Merz called the decision right and unavoidable. “Credibility is the most valuable asset in politics,” he wrote on social media, adding that he would begin the process of appointing a replacement. The chancellor avoided publicly criticising his ally but said he saw no reason to change the party’s stance on surrogacy and that the CDU would discuss the incident. While crediting Spahn with helping the CDU return to power, Merz left no doubt that the resignation was necessary.

Spahn defended himself before German media on Friday, telling the Bild newspaper he had wrestled with himself for a long time, including on the issue of surrogacy. In his resignation letter to party colleagues, he wrote that the balancing act between his private decision to have a child through surrogacy and the understandable expectations placed on him as chairman of the parliamentary group had become greater than he anticipated. He also said the increasing relentlessness in public discourse had given him deep pause for thought. Despite all clarity and decisiveness regarding the issues, he urged his colleagues to always remain human in their tone.

Political stakes

The resignation comes at a perilous time. Merz is struggling in opinion polls. In Saxony-Anhalt, the far-right AfD party could win an outright majority, which would mark the first time a far-right party has held power in a German state since World War Two. Writing for Bavarian public broadcaster BR24, journalist Christian Wölfel remarked that one of the most powerful elected representatives was flouting the very rights denied to childless couples in Germany, confirming precisely the narrative that fringe political groups are using to win votes shortly before the state elections in the east.

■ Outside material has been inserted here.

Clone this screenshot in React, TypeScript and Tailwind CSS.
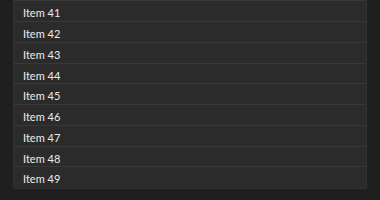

Others see Merz’s hand in the outcome. Eva Fischer, a journalist at the newspaper Taz, reported that Spahn had made no secret of his ambitions to become chancellor and was an increasingly dangerous threat to Merz. She wrote that in politics, the rule is that if someone could pose a threat to you, it is best to get rid of them, and that Merz still had the power to do that.

Alexander Hoffmann, head of the Christian Social Union parliamentary group, will take over Spahn’s duties until a successor is chosen. Hoffmann said the decision deserved the utmost respect. As parliamentary leader of the Christian Democrats, Spahn’s job was to make sure Merz’s government had the votes to pass its agenda, a role that carried significant influence in German politics. Filling that vacancy now falls to Merz.

The controversy also highlights a broader European divide. Other EU countries including France, Spain, and Italy also ban surrogacy, which involves a woman carrying a baby and giving birth on behalf of parents unable to have children themselves. France’s top court, the Court of Cassation, ruled this month that babies born to a surrogate mother abroad should be legally recognised as their intended parents’ children. Italy made it illegal in 2024 for Italians to have a baby abroad through surrogacy.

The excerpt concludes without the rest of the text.